The axial distribution of the secondary pressure is shown in figure 3 for different $\sigma$ and $\mathcal {W}$. Symbols represent the numerical solutions discussed above, and solid curves represent an analytic theory that we detail in § 4. As $\sigma$ approaches zero for a fixed $\mathcal {W}$ (representing a nearly rigid channel with a short elasto-viscous relaxation time), the secondary pressure distribution becomes parabolic. However, as $\sigma$ increases (slower elasto-viscous relaxation), the secondary pressure distribution becomes asymmetric, with the peak pressure rising and occurring closer to the channel inlet. This symmetry breaking arises because the primary flow – which is responsible for driving the secondary flow – now decays exponentially from the inlet over the length scale $L/k$ (figure 2b). Figure 3(b) shows the dependence on $\mathcal {W}$ at a fixed value of $\sigma = 1$ (moderately flexible channels). As $\mathcal {W}$ increases, the peak of the secondary pressure increases up to $\mathcal {W} \approx 5$. For larger $\mathcal {W}$, the pressure begins to drop, deviating from the established pattern. Thus the pressure distribution depends sensitively on both $\sigma$ and $\mathcal {W}$. Advective inertial effects become noticeable for $\mathcal {W}$ as small as $0.5$, and dominate for larger $\mathcal {W}$ (see figure 6 in Appendix B). These features highlight the interplay between channel elasticity, fluid inertia and viscous resistance to flow, emphasizing the importance of both $\sigma$ and $\mathcal {W}$.

Figure 3.

Secondary flow pressure distribution for (a) fixed Womersley number $\mathcal {W}$ and (b) fixed elasto-viscous parameter $\sigma$. Symbols are results of numerical calculations, and curves represent the approximate analytic theory. Plot (a) shows the transition from parabolic distribution in quasi-rigid channels ($\sigma \to 0$) to asymmetric patterns in flexible channels ($\sigma$ increases). Plot (b) demonstrates increasing peak pressure with rising $\mathcal {W}$ in flexible channels for a range of $\mathcal {W}$, though the dependence becomes non-monotonic for $\mathcal {W} \gtrsim 5$.

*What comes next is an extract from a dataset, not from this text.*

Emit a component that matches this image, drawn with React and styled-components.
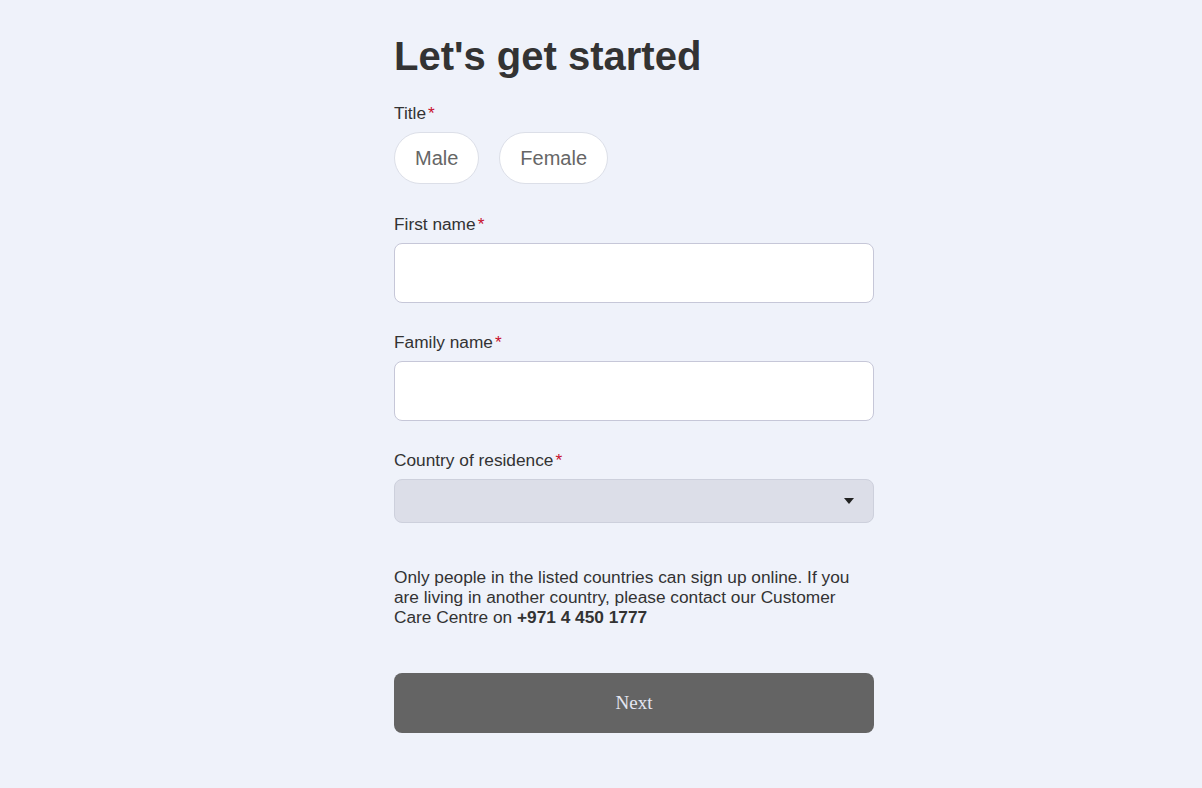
import React from 'react';
import styled, {createGlobalStyle} from 'styled-components';

const GlobalStyle = createGlobalStyle`
  body {
    margin: 0;
    background-color: #eff2fa;
    font-family: "Liberation Sans", Arial, sans-serif;
    color: #333;
  }
`;

const Page = styled.div`
  display: flex;
  min-height: 788px;
  padding-left: 394px;
`;

const Form = styled.form`
  width: 480px;
  display: flex;
  flex-direction: column;
  padding-top: 30px;
`;

const Heading = styled.h1`
  margin: 0 0 22px;
  font-size: 40px;
  line-height: 52px;
  font-weight: bold;
  color: #333;
`;

const Field = styled.div`
  display: flex;
  flex-direction: column;
  margin-bottom: ${({spacing}) => spacing}px;
`;

const Label = styled.label`
  font-size: 17.3px;
  line-height: 18px;
  margin-bottom: 10px;
  color: #333;
  &::after {
    content: '*';
    color: #c8102e;
    margin-left: 2px;
  }
`;

const Pills = styled.div`
  display: flex;
  gap: 20px;
`;

const Pill = styled.button`
  height: 52px;
  padding: 0 20px;
  border: 1px solid #dcdfe8;
  border-radius: 26px;
  background: #fff;
  font-family: "Liberation Sans", Arial, sans-serif;
  font-size: 20px;
  color: #666;
  cursor: pointer;
`;

const Input = styled.input`
  box-sizing: border-box;
  height: 60px;
  width: 100%;
  border: 1px solid #c6c7d8;
  border-radius: 8px;
  background: #fff;
  padding: 0 16px;
  font-size: 17px;
`;

const SelectBox = styled.div`
  box-sizing: border-box;
  height: 44px;
  border: 1px solid #cdd0dc;
  border-radius: 8px;
  background: #dcdee8;
  display: flex;
  align-items: center;
  justify-content: flex-end;
  padding-right: 19px;
`;

const Caret = styled.svg`
  width: 10px;
  height: 6px;
`;

const Note = styled.p`
  margin: 0 0 46px;
  font-size: 17.3px;
  line-height: 20px;
  color: #333;
  strong {
    font-weight: bold;
  }
`;

const NextButton = styled.button`
  height: 60px;
  border: none;
  border-radius: 8px;
  background: #646464;
  color: #e4e6f2;
  font-family: "Liberation Serif", "Times New Roman", serif;
  font-size: 19px;
  cursor: pointer;
`;

const App = () => (
  <>
    <GlobalStyle />
    <Page>
      <Form onSubmit={e => e.preventDefault()}>
        <Heading>Let's get started</Heading>
        <Field spacing={31}>
          <Label>Title</Label>
          <Pills>
            <Pill type="button">Male</Pill>
            <Pill type="button">Female</Pill>
          </Pills>
        </Field>
        <Field spacing={30}>
          <Label>First name</Label>
          <Input type="text" />
        </Field>
        <Field spacing={30}>
          <Label>Family name</Label>
          <Input type="text" />
        </Field>
        <Field spacing={44}>
          <Label>Country of residence</Label>
          <SelectBox>
            <Caret viewBox="0 0 10 6">
              <path d="M0 0 H10 L5 6 Z" fill="#222" />
            </Caret>
          </SelectBox>
        </Field>
        <Note>
          Only people in the listed countries can sign up online. If you are living in another
          country, please contact our Customer Care Centre on <strong>+971 4 450 1777</strong>
        </Note>
        <NextButton type="submit">Next</NextButton>
      </Form>
    </Page>
  </>
);

export default App;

As discussed previously, the flow varies axially over length scales set by $L$ and $L/k$, while radial gradients occur on scales $R_0$ and $R_0 \mathcal {W}^{-1/2}$ (where the latter quantity is the thickness of the oscillatory Stokes layer). The long-wave approximation used in the theory requires axial velocity gradients to be much smaller than radial ones, leading to the conditions $\varepsilon \ll 1$ and $\sigma \ll \varepsilon ^{-2}$. Furthermore, the theory requires small deformation amplitudes relevant to the relevant radial length scales of the flow, which yields the conditions $\varLambda \ll 1$ and $\mathcal {W} \ll \varLambda ^{-2}$. This condition on $\mathcal {W}$ also justifies neglecting the advective inertia of the secondary flow in (3.15) (Riley Reference Riley2001).